HEJ
czyli widze ze chcialbys zeby bylo zblizone do oryginalu... jesli wypolerujesz i niczym nie zabezpieczysz bedzie tak jak mowia chopyl: pierwszy deszcz i po robocie. musialbys to pomalowac bezbarwnym, najlepiej proszkowo i wtedy masz wyglad lux.

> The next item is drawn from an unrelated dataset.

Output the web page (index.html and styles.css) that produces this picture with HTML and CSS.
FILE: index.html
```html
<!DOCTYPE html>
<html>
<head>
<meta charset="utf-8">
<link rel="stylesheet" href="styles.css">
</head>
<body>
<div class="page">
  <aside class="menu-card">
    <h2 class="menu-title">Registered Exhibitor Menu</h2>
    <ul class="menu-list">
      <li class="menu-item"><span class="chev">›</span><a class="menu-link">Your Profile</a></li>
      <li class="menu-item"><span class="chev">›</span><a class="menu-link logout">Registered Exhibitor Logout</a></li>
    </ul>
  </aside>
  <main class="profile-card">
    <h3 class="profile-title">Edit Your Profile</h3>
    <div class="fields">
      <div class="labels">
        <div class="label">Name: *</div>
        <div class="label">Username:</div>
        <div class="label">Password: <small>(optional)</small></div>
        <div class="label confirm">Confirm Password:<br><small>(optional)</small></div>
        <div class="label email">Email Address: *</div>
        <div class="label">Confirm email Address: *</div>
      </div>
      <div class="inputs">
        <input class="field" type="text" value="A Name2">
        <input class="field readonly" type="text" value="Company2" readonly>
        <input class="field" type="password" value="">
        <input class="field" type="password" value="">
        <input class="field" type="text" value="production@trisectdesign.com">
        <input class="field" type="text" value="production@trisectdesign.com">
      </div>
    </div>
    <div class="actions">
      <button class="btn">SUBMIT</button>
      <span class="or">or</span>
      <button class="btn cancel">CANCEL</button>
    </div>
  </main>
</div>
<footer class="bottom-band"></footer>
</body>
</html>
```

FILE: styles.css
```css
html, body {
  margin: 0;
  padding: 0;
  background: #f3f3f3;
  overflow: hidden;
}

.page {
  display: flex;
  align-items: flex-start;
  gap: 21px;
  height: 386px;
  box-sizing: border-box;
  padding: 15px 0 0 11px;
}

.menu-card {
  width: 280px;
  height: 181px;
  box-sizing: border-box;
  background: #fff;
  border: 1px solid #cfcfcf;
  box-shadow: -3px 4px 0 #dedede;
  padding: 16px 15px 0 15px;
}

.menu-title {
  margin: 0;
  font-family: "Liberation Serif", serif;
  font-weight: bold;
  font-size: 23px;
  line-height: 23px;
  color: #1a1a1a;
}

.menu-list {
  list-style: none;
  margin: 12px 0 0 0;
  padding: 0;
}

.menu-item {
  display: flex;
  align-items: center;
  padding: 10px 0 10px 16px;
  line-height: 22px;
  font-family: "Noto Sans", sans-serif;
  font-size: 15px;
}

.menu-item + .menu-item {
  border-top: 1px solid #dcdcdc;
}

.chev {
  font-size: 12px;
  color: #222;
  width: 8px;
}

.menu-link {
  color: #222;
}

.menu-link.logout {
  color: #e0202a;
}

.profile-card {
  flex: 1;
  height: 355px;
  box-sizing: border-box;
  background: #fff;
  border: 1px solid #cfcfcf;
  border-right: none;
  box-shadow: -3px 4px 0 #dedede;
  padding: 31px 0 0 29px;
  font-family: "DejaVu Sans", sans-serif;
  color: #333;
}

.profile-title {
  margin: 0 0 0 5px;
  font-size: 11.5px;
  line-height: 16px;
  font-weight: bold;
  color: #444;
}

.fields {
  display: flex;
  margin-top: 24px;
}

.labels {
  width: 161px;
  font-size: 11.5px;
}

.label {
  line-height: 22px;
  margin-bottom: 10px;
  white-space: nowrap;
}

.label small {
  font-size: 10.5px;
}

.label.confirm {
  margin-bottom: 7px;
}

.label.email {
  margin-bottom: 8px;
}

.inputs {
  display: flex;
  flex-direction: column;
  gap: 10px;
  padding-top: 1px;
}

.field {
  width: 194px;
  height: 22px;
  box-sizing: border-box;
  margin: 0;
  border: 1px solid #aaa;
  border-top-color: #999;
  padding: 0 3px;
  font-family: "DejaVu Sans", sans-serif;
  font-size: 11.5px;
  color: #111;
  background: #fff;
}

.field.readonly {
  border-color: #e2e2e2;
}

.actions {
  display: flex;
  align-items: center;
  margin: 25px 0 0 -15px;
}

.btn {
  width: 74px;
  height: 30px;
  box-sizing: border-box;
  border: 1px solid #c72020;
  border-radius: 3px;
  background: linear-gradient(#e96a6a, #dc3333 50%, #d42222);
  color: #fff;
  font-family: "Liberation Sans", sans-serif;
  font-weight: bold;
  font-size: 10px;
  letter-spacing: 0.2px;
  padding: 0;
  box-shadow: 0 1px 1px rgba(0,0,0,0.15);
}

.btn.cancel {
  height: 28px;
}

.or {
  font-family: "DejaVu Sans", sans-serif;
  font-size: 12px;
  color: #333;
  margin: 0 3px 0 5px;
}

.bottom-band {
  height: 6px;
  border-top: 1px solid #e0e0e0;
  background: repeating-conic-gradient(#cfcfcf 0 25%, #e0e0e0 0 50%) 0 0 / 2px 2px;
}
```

ja jednak sprobowalbym inaczej: zlecilbym DELIKATNE wypiaskowanie calego elementu tak aby uzyskac jedwabista powierzchnie /najlepsze byloby tzw. szkielkowanie/ niezaleznie od tego jak to bedziesz robil uczul pana majstra coby dal malo cisnienia bo sie w alu porobia wzery. mysle ze 1atm z doswiadczenia spokojnie sprawe obgoni. jak juz bedziesz mial miche wyczyszczona znajdz w necie zaklad zajmujacy sie anodowaniem aluminium:
np. tutaj:
http://www.wzl2.mil.pl/?cid=94
sama usluga nie jest droga /o niebo tansza od chromu/. dodatkowo, oprocz trwalej powloki mozesz w ten sposob uzyskac rozne kolory alu. na zawsze.

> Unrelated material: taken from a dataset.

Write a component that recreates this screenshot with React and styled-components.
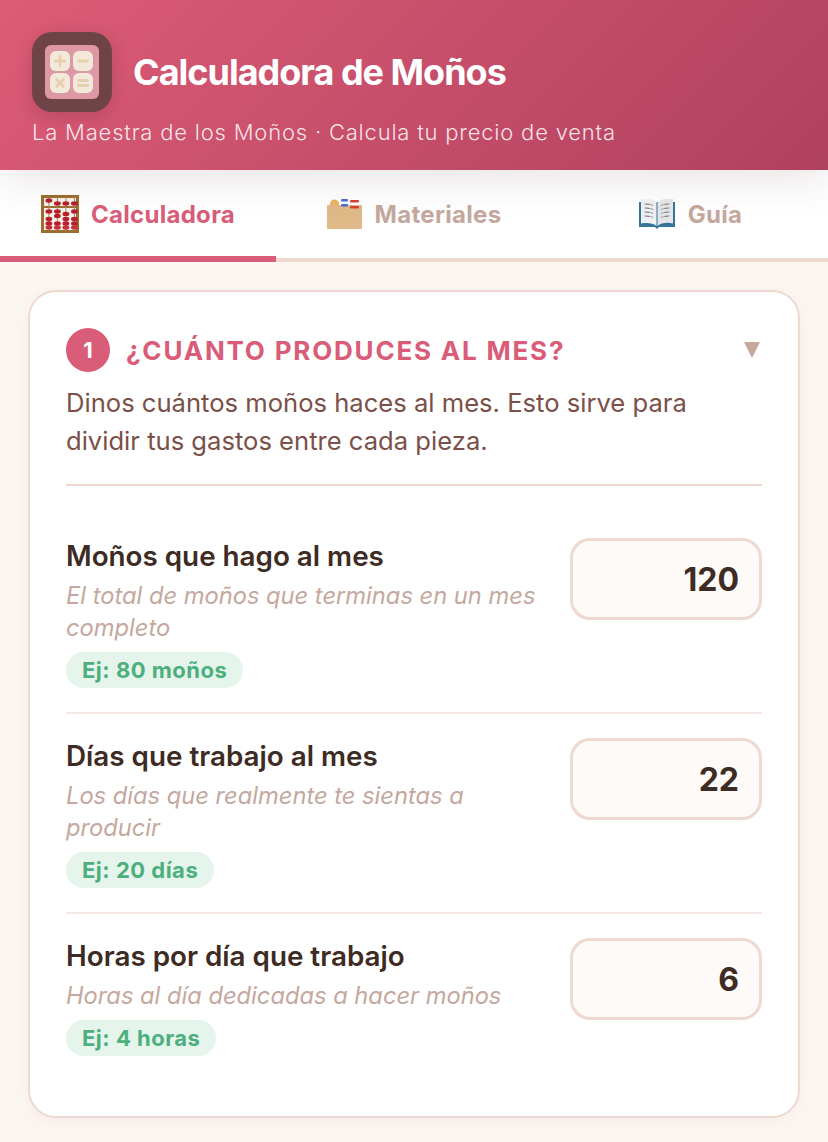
import React from "react";
import styled, { createGlobalStyle } from "styled-components";

const GlobalStyle = createGlobalStyle`
  html, body {
    margin: 0;
    padding: 0;
    background: #fcf6f3;
  }
  * {
    box-sizing: border-box;
  }
  body {
    font-family: "Inter", "Noto Sans", sans-serif;
    -webkit-font-smoothing: antialiased;
  }
`;

const Page = styled.div`
  width: 828px;
  height: 1142px;
  overflow: hidden;
  background: #fcf6f3;
`;

const Header = styled.header`
  position: relative;
  z-index: 2;
  height: 170px;
  padding: 32px 32px 0;
  background: linear-gradient(135deg, #dd5c75 0%, #b04060 100%);
  box-shadow: 0 8px 40px rgba(90, 50, 60, 0.14);
`;

const Brand = styled.div`
  display: flex;
  align-items: center;
  gap: 21px;
`;

const LogoTile = styled.div`
  width: 80px;
  height: 80px;
  border-radius: 20px;
  background: #6e4449;
  display: flex;
  align-items: center;
  justify-content: center;
  box-shadow: 0 4px 16px rgba(90, 40, 50, 0.25);
`;

const Title = styled.h1`
  margin: 0;
  font-size: 36px;
  font-weight: 700;
  letter-spacing: -1px;
  color: #fff;
`;

const Subtitle = styled.p`
  margin: 8px 0 0;
  font-size: 22px;
  line-height: 24px;
  font-weight: 300;
  letter-spacing: 0.8px;
  color: rgba(255, 255, 255, 0.85);
`;

const Tabs = styled.nav`
  display: grid;
  grid-template-columns: repeat(3, 1fr);
  height: 92px;
  background: #fff;
  border-bottom: 4px solid #edd9d0;
`;

const Tab = styled.div`
  display: flex;
  align-items: center;
  justify-content: center;
  gap: 12px;
  height: 92px;
  padding-top: 2px;
  font-size: 24px;
  font-weight: 700;
  letter-spacing: 0.3px;
  color: ${(p) => (p.$active ? "#d95c78" : "#c4a89e")};
  border-bottom: 6px solid ${(p) => (p.$active ? "#d95c78" : "transparent")};
`;

const Main = styled.main`
  padding: 28px 28px 0;
`;

const Card = styled.section`
  background: #fff;
  border: 2px solid #edd9d0;
  border-radius: 28px;
  padding: 36px;
  box-shadow: 0 4px 20px rgba(180, 120, 110, 0.08);
`;

const CardHead = styled.div`
  display: flex;
  align-items: center;
  gap: 16px;
`;

const StepNumber = styled.span`
  flex: none;
  width: 44px;
  height: 44px;
  border-radius: 50%;
  background: #d95c78;
  color: #fff;
  font-size: 22px;
  font-weight: 700;
  display: flex;
  align-items: center;
  justify-content: center;
`;

const CardTitle = styled.h2`
  flex: 1;
  margin: 0;
  font-size: 26px;
  font-weight: 700;
  letter-spacing: 1.8px;
  color: #d95c78;
`;

const Caret = styled.span`
  width: 0;
  height: 0;
  margin-right: 2px;
  border-left: 8.5px solid transparent;
  border-right: 8.5px solid transparent;
  border-top: 16px solid #c4a89e;
`;

const Description = styled.p`
  margin: 12px 0 0;
  padding-bottom: 24px;
  font-size: 25.6px;
  line-height: 38px;
  color: #7a5048;
  border-bottom: 2px solid #edd9d0;
`;

const FieldRow = styled.div`
  display: flex;
  align-items: flex-start;
  justify-content: space-between;
  gap: 24px;
  padding: ${(p) => (p.$first ? "52px" : "24px")} 0 24px;
  border-bottom: ${(p) => (p.$last ? "none" : "2px solid #f3e8e3")};
`;

const FieldInfo = styled.div`
  flex: 1;
  min-width: 0;
`;

const FieldLabel = styled.div`
  font-size: 27.8px;
  line-height: 36px;
  font-weight: 600;
  color: #3d2b24;
`;

const FieldHint = styled.div`
  margin-top: 6px;
  font-size: 23.7px;
  line-height: 32px;
  font-style: italic;
  color: #c4a89e;
`;

const Example = styled.span`
  display: inline-block;
  margin-top: 8px;
  padding: 0 16px;
  height: 36px;
  line-height: 36px;
  border-radius: 18px;
  background: #e6f5ec;
  color: #4caf7d;
  font-size: 22px;
  font-weight: 700;
  letter-spacing: 0.5px;
`;

const NumberInput = styled.input`
  flex: none;
  width: 192px;
  height: 82px;
  padding: 0 20px;
  border: 3px solid #edd9d0;
  border-radius: 20px;
  background: #fefaf7;
  font-family: inherit;
  font-size: 32px;
  font-weight: 700;
  text-align: right;
  color: #3d2b24;
  outline: none;
`;

const LogoIcon = () => (
  <svg width="54" height="54" viewBox="0 0 54 54">
    <rect width="54" height="54" rx="6" fill="#de97a4" />
    <g fill="#d3a39a">
      <rect x="5" y="7" width="20" height="20" rx="6" />
      <rect x="28" y="7" width="20" height="20" rx="6" />
      <rect x="5" y="29" width="20" height="20" rx="6" />
      <rect x="28" y="29" width="20" height="20" rx="6" />
    </g>
    <g fill="#f3e9da">
      <rect x="5" y="6" width="20" height="20" rx="6" />
      <rect x="28" y="6" width="20" height="20" rx="6" />
      <rect x="5" y="28" width="20" height="20" rx="6" />
      <rect x="28" y="28" width="20" height="20" rx="6" />
    </g>
    <g stroke="#e6cfae" strokeWidth="2.8" strokeLinecap="round">
      <path d="M15 11.5v9M10.5 16h9" />
      <path d="M33.5 16h9" />
      <path d="M11.5 34.5l7 7M18.5 34.5l-7 7" />
      <path d="M33.5 35.5h9M33.5 40.5h9" />
    </g>
  </svg>
);

const AbacusIcon = () => {
  const columns = [6, 14.5, 23, 31.5];
  return (
    <svg width="38" height="38" viewBox="0 0 38 38">
      <rect x="1.5" y="1.5" width="35" height="35" fill="#f7f2ea" stroke="#9c6f2f" strokeWidth="3" />
      <rect x="2" y="11" width="34" height="2" fill="#9c6f2f" />
      {columns.map((x, i) => (
        <g key={x}>
          <rect x={x + 1.4} y="2" width="1" height="34" fill="#a58a66" />
          <ellipse cx={x + 1.9} cy={i === 0 ? 5.5 : 8.5} rx="3.4" ry="2.2" fill="#b81f2b" />
          <ellipse cx={x + 1.9} cy={i === 2 ? 19 : 16.5} rx="3.4" ry="2.2" fill="#b81f2b" />
          <ellipse cx={x + 1.9} cy={i === 1 ? 21 : 24} rx="3.4" ry="2.2" fill="#b81f2b" />
          <ellipse cx={x + 1.9} cy="28.5" rx="3.4" ry="2.2" fill="#b81f2b" />
          <ellipse cx={x + 1.9} cy="32.5" rx="3.4" ry="2.2" fill="#c9303a" />
        </g>
      ))}
    </svg>
  );
};

const BoxIcon = () => (
  <svg width="36" height="36" viewBox="0 0 36 36">
    <path d="M3 8a4 4 0 0 1 9 0v3H3z" fill="#eeb45e" />
    <rect x="14" y="3" width="7" height="2.4" rx="1" fill="#4d6bd0" />
    <rect x="23" y="4" width="9" height="2.4" rx="1" fill="#d9403a" />
    <rect x="0" y="9" width="35" height="24" rx="1" fill="#e0b988" />
    <rect x="14" y="8" width="7" height="2.4" rx="1" fill="#4d6bd0" />
    <rect x="23" y="10" width="9" height="2.4" rx="1" fill="#d9403a" />
  </svg>
);

const BookIcon = () => (
  <svg width="38" height="34" viewBox="0 0 38 34">
    <path d="M1 5h36v25H21l-2 2-2-2H1z" fill="#37749a" />
    <path d="M3 2c6-1 12 0 15.5 3v24C15 26 9 25.5 3 26.5z" fill="#eef0f1" />
    <path d="M35 2c-6-1-12 0-15.5 3v24c3.5-3 9.5-4 15.5-2.5z" fill="#e4e7e9" />
    <g stroke="#c5cbcf" strokeWidth="1">
      <path d="M6 7c3-.4 6 0 9.5 1.400M6 11c3-.4 6 0 9.5 1.400M6 15c3-.4 6 0 9.5 1.400M6 19c3-.4 6 0 9.5 1.400" />
      <path d="M32 7c-3-.4-6 0-9.5 1.400M32 11c-3-.4-6 0-9.5 1.400M32 15c-3-.4-6 0-9.5 1.400M32 19c-3-.4-6 0-9.5 1.400" />
    </g>
  </svg>
);

const fields = [
  {
    label: "Moños que hago al mes",
    hint: "El total de moños que terminas en un mes completo",
    example: "Ej: 80 moños",
    value: "120",
  },
  {
    label: "Días que trabajo al mes",
    hint: "Los días que realmente te sientas a producir",
    example: "Ej: 20 días",
    value: "22",
  },
  {
    label: "Horas por día que trabajo",
    hint: "Horas al día dedicadas a hacer moños",
    example: "Ej: 4 horas",
    value: "6",
  },
];

const App = () => {
  return (
    <Page>
      <GlobalStyle />
      <Header>
        <Brand>
          <LogoTile>
            <LogoIcon />
          </LogoTile>
          <Title>Calculadora de Moños</Title>
        </Brand>
        <Subtitle>La Maestra de los Moños · Calcula tu precio de venta</Subtitle>
      </Header>
      <Tabs>
        <Tab $active>
          <AbacusIcon />
          Calculadora
        </Tab>
        <Tab>
          <BoxIcon />
          Materiales
        </Tab>
        <Tab>
          <BookIcon />
          Guía
        </Tab>
      </Tabs>
      <Main>
        <Card>
          <CardHead>
            <StepNumber>1</StepNumber>
            <CardTitle>¿CUÁNTO PRODUCES AL MES?</CardTitle>
            <Caret />
          </CardHead>
          <Description>
            Dinos cuántos moños haces al mes. Esto sirve para dividir tus gastos entre cada pieza.
          </Description>
          {fields.map((field, i) => (
            <FieldRow key={field.label} $first={i === 0} $last={i === fields.length - 1}>
              <FieldInfo>
                <FieldLabel>{field.label}</FieldLabel>
                <FieldHint>{field.hint}</FieldHint>
                <Example>{field.example}</Example>
              </FieldInfo>
              <NumberInput defaultValue={field.value} />
            </FieldRow>
          ))}
        </Card>
      </Main>
    </Page>
  );
};

export default App;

http://www.takema.pl/uslugi.htm
http://www.anodal.pl/Kolor.php
powodzenia zatem w realizacji swoich zamierzeń.
swoja droga czytajac posty ubolewajace nad elementami polerowanymi w XRV przypomnial mi sie stary dowcip:
dwoch architektow pochyla sie nad kolyska nowonarodzonego dziecka /jeden z nich to ojciec drugi kolega ojca dziecka/.
ojciec - no i co!?!?!?!? czyz nie jest piekny no popatrz tylko na te raczki te nozki te oczka!!!!
kolega - noooooo.... fajny, ale ja bym inaczej zrobil!